Some of the more noteworthy specimens include the incredible 563ct Star of India which resides in the American Museum of Natural History, and has a recorded history from the sixteenth century. It was mined in Ceylon (now Sri Lanka) and circulated among various Indian princes and kings for almost four hundred years, before being acquired by George Kunz, the noted American gemologist. Probably the finest cut chrysoberyl existing is probably the one exhibited in the Mineral Gallery of the British Museum (Natural History). Absolutely flawless and weighing 43 carats, it was formerly contained in the famous Hope collection.

The name Chrysoberyl is derived from the Greek words “Beryl”, meaning green and “Chryso”, meaning golden. The two words combined mean “gold colored beryl”. In spite what the name implies, chrysoberyl is not actually a Beryl at all.

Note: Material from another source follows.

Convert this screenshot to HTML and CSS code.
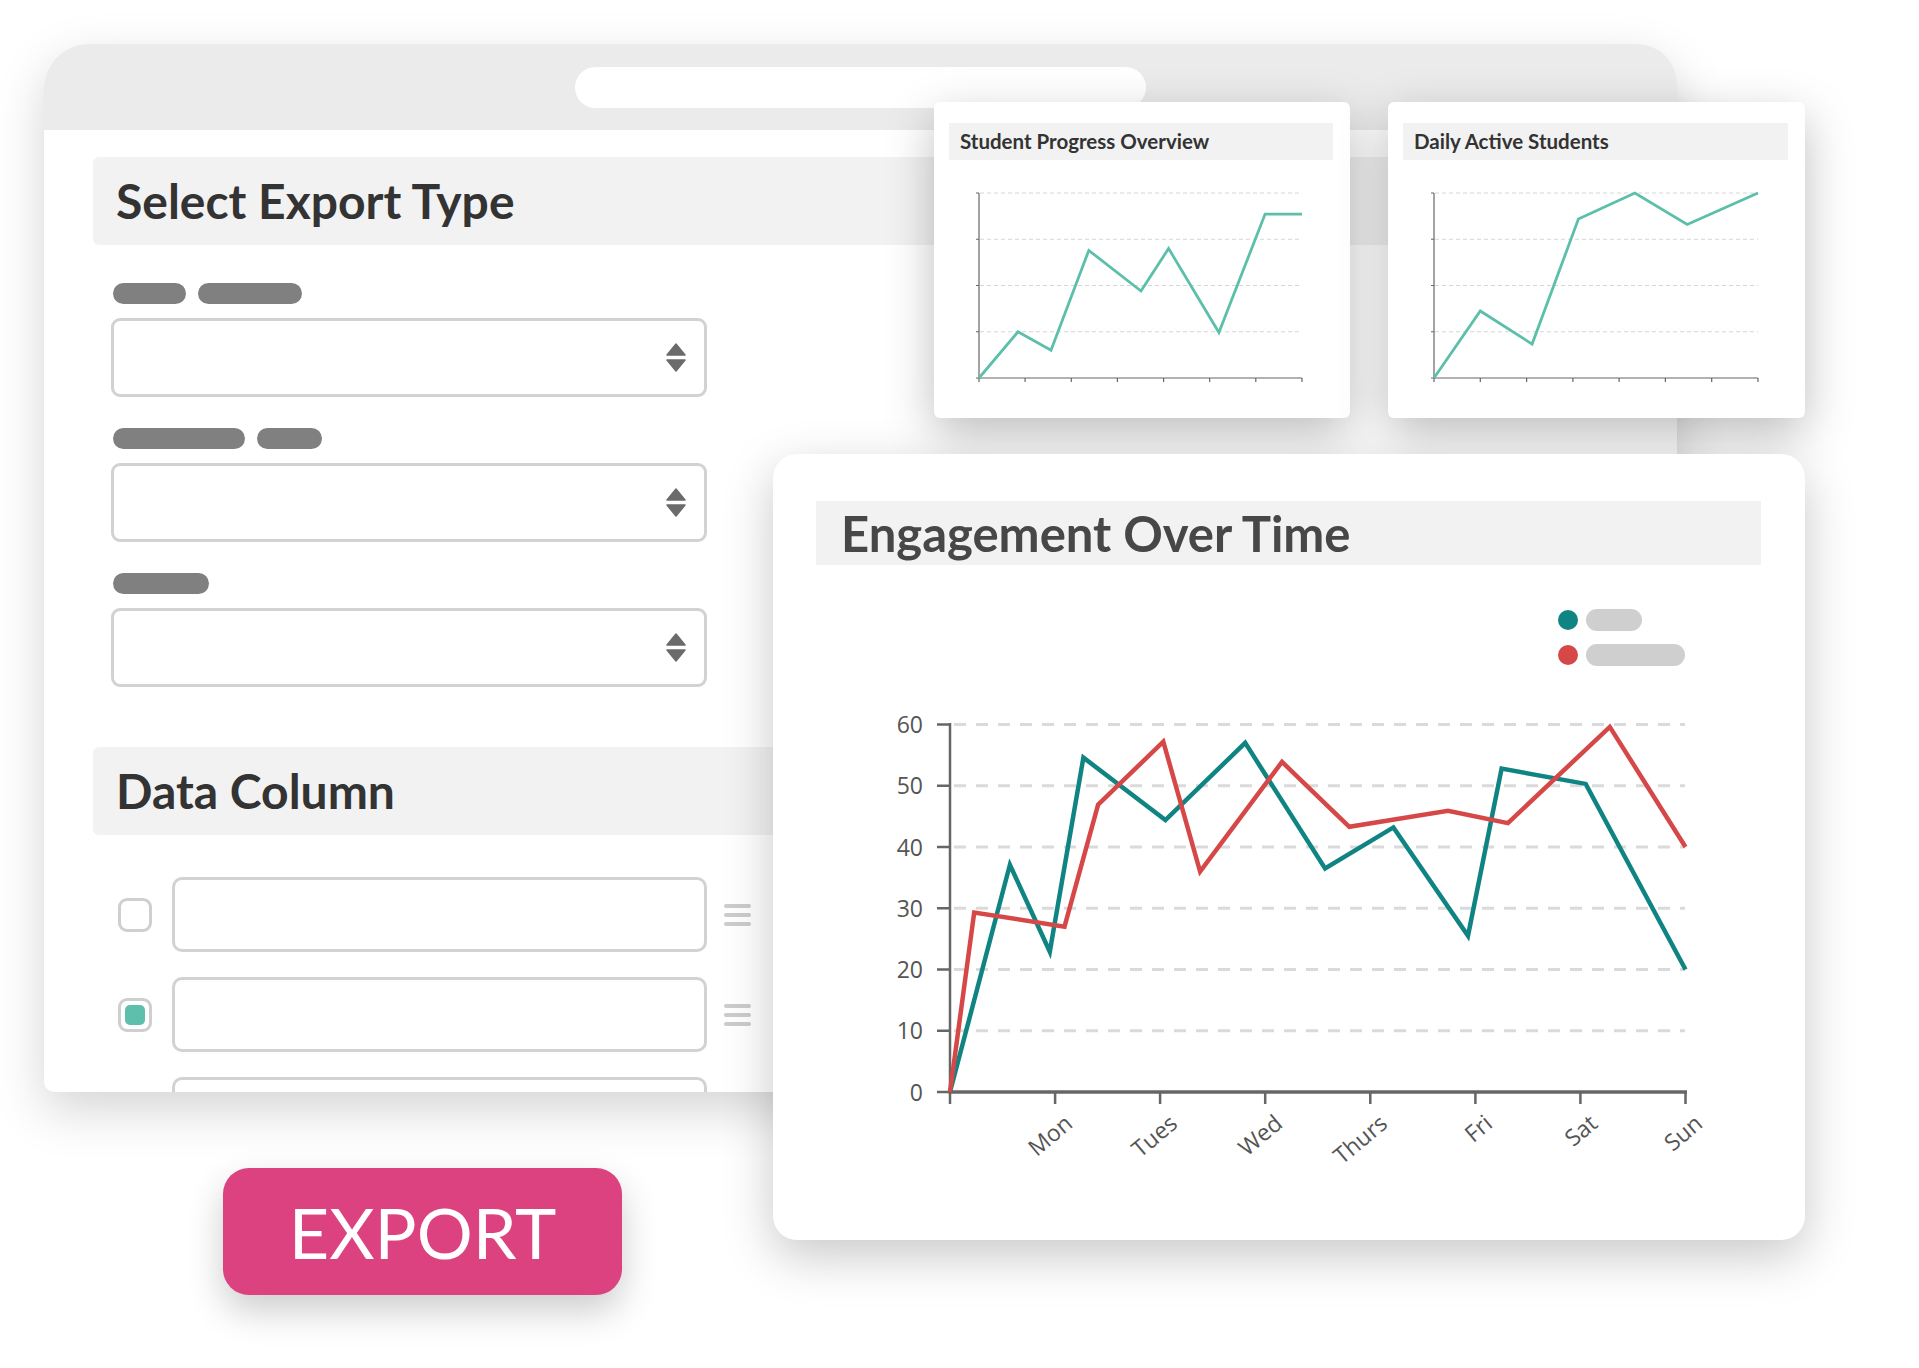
FILE: index.html
```html
<html>
<head>
<meta charset="utf-8">
<title>Export Data</title>
<link rel="stylesheet" href="styles.css">
</head>
<body>
<div class="stage">

<!-- export settings window -->
<div class="window">
    <div class="topbar"><div class="address"></div></div>
    <div class="window-body">
        <div class="section-title">Select Export Type</div>
        <div class="form">
            <div class="field">
                <div class="label"><span class="w73"></span><span class="w104"></span></div>
                <div class="select">
                    <svg class="updown" width="20" height="29" viewBox="0 0 20 29"><path d="M10 1 L19 12 H1 Z"/><path d="M1 17 H19 L10 28 Z"/></svg>
                </div>
            </div>
            <div class="field">
                <div class="label"><span class="w132"></span><span class="w65"></span></div>
                <div class="select">
                    <svg class="updown" width="20" height="29" viewBox="0 0 20 29"><path d="M10 1 L19 12 H1 Z"/><path d="M1 17 H19 L10 28 Z"/></svg>
                </div>
            </div>
            <div class="field">
                <div class="label"><span class="w96"></span></div>
                <div class="select">
                    <svg class="updown" width="20" height="29" viewBox="0 0 20 29"><path d="M10 1 L19 12 H1 Z"/><path d="M1 17 H19 L10 28 Z"/></svg>
                </div>
            </div>
        </div>

        <div class="section-title data">Data Column</div>
        <div class="columns">
            <div class="col-row">
                <span class="check"></span>
                <div class="col-input"></div>
                <span class="handle"><i></i><i></i><i></i></span>
            </div>
            <div class="col-row">
                <span class="check checked"><b></b></span>
                <div class="col-input"></div>
                <span class="handle"><i></i><i></i><i></i></span>
            </div>
            <div class="col-row">
                <span class="check"></span>
                <div class="col-input"></div>
                <span class="handle"><i></i><i></i><i></i></span>
            </div>
        </div>
    </div>
</div>

<div class="export-btn">EXPORT</div>

<!-- small chart cards -->
<div class="card card-small card-progress">
    <div class="card-head">Student Progress Overview</div>
    <svg class="mini-chart" width="416" height="258" viewBox="0 58 416 258">
        <g class="grid">
            <line x1="46" y1="91" x2="368" y2="91"/>
            <line x1="46" y1="137.25" x2="368" y2="137.25"/>
            <line x1="46" y1="183.5" x2="368" y2="183.5"/>
            <line x1="46" y1="229.75" x2="368" y2="229.75"/>
        </g>
        <g class="axis">
            <line x1="45" y1="91" x2="45" y2="276"/>
            <line x1="45" y1="276" x2="368" y2="276" stroke-width="1.6"/>
            <path d="M42 91H45M42 137.25H45M42 183.5H45M42 229.75H45M42 276H45"/>
            <path d="M45 276V280M91.1 276V280M137.3 276V280M183.4 276V280M229.6 276V280M275.7 276V280M321.8 276V280M368 276V280"/>
        </g>
        <polyline class="mini-line" points="45,276 84,229.8 117,248.3 154.8,148.4 207,189 234.6,146.5 284.9,230.5 331.1,112.1 368,112.1"/>
    </svg>
</div>

<div class="card card-small card-active">
    <div class="card-head">Daily Active Students</div>
    <svg class="mini-chart" width="417" height="258" viewBox="0 58 417 258">
        <g class="grid">
            <line x1="47" y1="91" x2="370" y2="91"/>
            <line x1="47" y1="137.25" x2="370" y2="137.25"/>
            <line x1="47" y1="183.5" x2="370" y2="183.5"/>
            <line x1="47" y1="229.75" x2="370" y2="229.75"/>
        </g>
        <g class="axis">
            <line x1="46" y1="91" x2="46" y2="276"/>
            <line x1="46" y1="276" x2="370" y2="276" stroke-width="1.6"/>
            <path d="M43 91H46M43 137.25H46M43 183.5H46M43 229.75H46M43 276H46"/>
            <path d="M46 276V280M92.3 276V280M138.6 276V280M184.9 276V280M231.1 276V280M277.4 276V280M323.7 276V280M370 276V280"/>
        </g>
        <polyline class="mini-line" points="46,276 92.3,209 144.1,242.1 190.4,117.1 246.9,91 299.2,122.5 370,91"/>
    </svg>
</div>

<!-- engagement chart -->
<div class="card card-engage">
    <div class="engage-head">Engagement Over Time</div>
    <svg class="chart" width="1032" height="675" viewBox="0 0 1032 675">
        <g class="legend">
            <circle cx="795" cy="55" r="10" fill="#0f8482"/>
            <rect x="813" y="44" width="56" height="22" rx="11"/>
            <circle cx="795" cy="90" r="10" fill="#d64848"/>
            <rect x="813" y="79" width="99" height="22" rx="11"/>
        </g>
        <g class="grid">
            <line x1="181" y1="159.5" x2="912" y2="159.5"/>
            <line x1="181" y1="220.75" x2="912" y2="220.75"/>
            <line x1="181" y1="282" x2="912" y2="282"/>
            <line x1="181" y1="343.25" x2="912" y2="343.25"/>
            <line x1="181" y1="404.5" x2="912" y2="404.5"/>
            <line x1="181" y1="465.75" x2="912" y2="465.75"/>
        </g>
        <g class="axis">
            <line x1="177" y1="158" x2="177" y2="527" stroke-width="2.5"/>
            <line x1="175.5" y1="527" x2="914" y2="527" stroke-width="3.5"/>
            <path d="M164 159.5H177M164 220.75H177M164 282H177M164 343.25H177M164 404.5H177M164 465.75H177M164 527H177" stroke-width="2.5"/>
            <path d="M177 527V539M282.1 527V539M387.1 527V539M492.2 527V539M597.3 527V539M702.4 527V539M807.4 527V539M912.5 527V539" stroke-width="2.5"/>
        </g>
        <g class="y-labels">
            <text x="150" y="168">60</text>
            <text x="150" y="229.25">50</text>
            <text x="150" y="290.5">40</text>
            <text x="150" y="351.75">30</text>
            <text x="150" y="413">20</text>
            <text x="150" y="474.25">10</text>
            <text x="150" y="535.5">0</text>
        </g>
        <g class="x-labels">
            <text x="301" y="561" transform="rotate(-40 301 561)">Mon</text>
            <text x="406" y="561" transform="rotate(-40 406 561)">Tues</text>
            <text x="511" y="561" transform="rotate(-40 511 561)">Wed</text>
            <text x="616" y="561" transform="rotate(-40 616 561)">Thurs</text>
            <text x="721" y="561" transform="rotate(-40 721 561)">Fri</text>
            <text x="826" y="561" transform="rotate(-40 826 561)">Sat</text>
            <text x="931" y="561" transform="rotate(-40 931 561)">Sun</text>
        </g>
        <polyline class="series teal" points="177,527 236.9,299.8 276.8,386.7 310.4,192.6 392.4,255.1 472.2,177.9 552.1,303.4 620.4,262.4 695,370.8 728.6,203.6 812.7,218.9 912.5,404.5"/>
        <polyline class="series red" points="177,527 201.2,347.5 291.5,361.6 325.1,239.7 390.3,176.7 427.1,306.5 509,196.9 576.3,261.8 675,245.9 734.9,258.1 836.8,161.9 912.5,282"/>
    </svg>
</div>

</div>
</body>
</html>
```

FILE: styles.css
```css
body {
    margin: 0;
    background: #fff;
    font-family: "Lato", "Open Sans", sans-serif;
}

.stage {
    position: relative;
    width: 1919px;
    height: 1368px;
    overflow: hidden;
}

/* window */
.window {
    position: absolute;
    left: 44px;
    top: 44px;
    width: 1633px;
    height: 1048px;
    background: #fff;
    border-radius: 45px 40px 10px 10px;
    box-shadow: 0 18px 50px rgba(0, 0, 0, 0.17);
    overflow: hidden;
}

.topbar {
    height: 86px;
    box-sizing: border-box;
    padding-top: 23px;
    background: #ebebeb;
}

.address {
    width: 571px;
    height: 41px;
    margin-left: 531px;
    background: #fff;
    border-radius: 21px;
}

.window-body {
    padding: 27px 49px 0 49px;
}

.section-title {
    height: 88px;
    padding-left: 23px;
    background: #f2f2f2;
    border-radius: 6px;
    font-size: 48px;
    font-weight: 700;
    line-height: 88px;
    color: #333;
}

.section-title.data {
    margin-top: 60px;
}

.form {
    padding-left: 18px;
}

.field {
    margin-top: 31px;
}

.field:first-child {
    margin-top: 38px;
}

.label {
    display: flex;
    gap: 12px;
    height: 21px;
    margin: 0 0 14px 2px;
}

.label span {
    height: 21px;
    border-radius: 11px;
    background: #808080;
}

.w73 { width: 73px; }
.w104 { width: 104px; }
.w132 { width: 132px; }
.w65 { width: 65px; }
.w96 { width: 96px; }

.select {
    display: flex;
    align-items: center;
    justify-content: flex-end;
    width: 596px;
    height: 79px;
    box-sizing: border-box;
    padding-right: 18px;
    border: 3px solid #d2d2d2;
    border-radius: 9px;
}

.updown path {
    fill: #6b6b6b;
    stroke: #6b6b6b;
    stroke-width: 1.5;
    stroke-linejoin: round;
}

.columns {
    margin-top: 42px;
    padding-left: 25px;
}

.col-row {
    display: flex;
    align-items: center;
    height: 75px;
    margin-bottom: 25px;
}

.check {
    display: flex;
    align-items: center;
    justify-content: center;
    width: 34px;
    height: 34px;
    box-sizing: border-box;
    border: 3px solid #cfcfcf;
    border-radius: 9px;
}

.check b {
    width: 20px;
    height: 20px;
    border-radius: 5px;
    background: #5ebfad;
}

.col-input {
    width: 535px;
    height: 75px;
    box-sizing: border-box;
    margin-left: 20px;
    border: 3px solid #d2d2d2;
    border-radius: 10px;
}

.handle {
    display: flex;
    flex-direction: column;
    gap: 5px;
    margin-left: 17px;
}

.handle i {
    width: 27px;
    height: 4px;
    border-radius: 2px;
    background: #cccccc;
}

/* export button */
.export-btn {
    position: absolute;
    left: 223px;
    top: 1168px;
    width: 399px;
    height: 127px;
    display: flex;
    align-items: center;
    justify-content: center;
    background: #dc4280;
    border-radius: 26px;
    box-shadow: 0 16px 36px rgba(0, 0, 0, 0.2);
    color: #fff;
    font-size: 70px;
    font-weight: 400;
}

/* cards */
.card {
    position: absolute;
    background: #fff;
}

.card-small {
    top: 102px;
    height: 316px;
    border-radius: 6px;
    box-shadow: 0 16px 48px rgba(0, 0, 0, 0.26);
}

.card-progress {
    left: 934px;
    width: 416px;
}

.card-active {
    left: 1388px;
    width: 417px;
}

.card-head {
    height: 37px;
    margin: 21px 17px 0 15px;
    padding-left: 11px;
    background: #f2f2f2;
    font-size: 20.5px;
    font-weight: 700;
    line-height: 37px;
    color: #333;
}

.mini-chart {
    display: block;
}

.mini-chart .grid line {
    stroke: #d6d6d6;
    stroke-width: 1;
    stroke-dasharray: 4 3;
}

.mini-chart .axis line,
.mini-chart .axis path {
    stroke: #666;
    stroke-width: 1.2;
    fill: none;
}

.mini-line {
    fill: none;
    stroke: #5cbfaa;
    stroke-width: 2.8;
}

.card-engage {
    left: 773px;
    top: 454px;
    width: 1032px;
    height: 786px;
    border-radius: 24px;
    box-shadow: 0 16px 50px rgba(0, 0, 0, 0.22);
}

.engage-head {
    height: 64px;
    margin: 47px 44px 0 43px;
    padding-left: 25px;
    background: #f2f2f2;
    font-size: 49px;
    font-weight: 700;
    line-height: 64px;
    color: #474747;
}

.chart {
    display: block;
}

.chart .legend rect {
    fill: #cfcfcf;
}

.chart .grid line {
    stroke: #dadada;
    stroke-width: 3;
    stroke-dasharray: 12 10;
}

.chart .axis line,
.chart .axis path {
    stroke: #666;
    fill: none;
}

.chart text {
    font-family: "Open Sans", sans-serif;
    font-size: 23px;
    fill: #555;
    text-anchor: end;
}

.series {
    fill: none;
    stroke-width: 4.5;
}

.series.teal {
    stroke: #0f8482;
}

.series.red {
    stroke: #d64848;
}
```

The gemstone was a very important trade good in ancient India, and was exported to and found enormous popularity in many Asian cultures. Chrysoberyls have long been considered a good luck charm in numerous cultures. It was treasured in Asia before the birth of Christ, was well-known in the ancient Near East in Old Testament times, and became quite well known in Rome by the end of the First Century A.D.

The ancients believed that it would improve eyesight and to protect against evil. The ancient Persians and Arabs believed it could make one invisible on the battlefield. Chrysoberyl cat’s-eye gemstones were also worn in the Near East (as well as elsewhere in the ancient world) as protection against the “evil eye”. There was an ancient belief that some evil sorcerers or witches had the ability to transmit evil with just a glance. Certain items of personal adornment (amulets, talismans, etc.) were thought to protect the wearer from the "evil eye" by the proviso of an always watchful open eye and a chrysoberyl cat’s-eye gemstone was just that, an always open and watchful “eye”. Chrysoberyl was also very popular in Victorian and Edwardian times, when it was often inaccurately referred to as Chrysolite.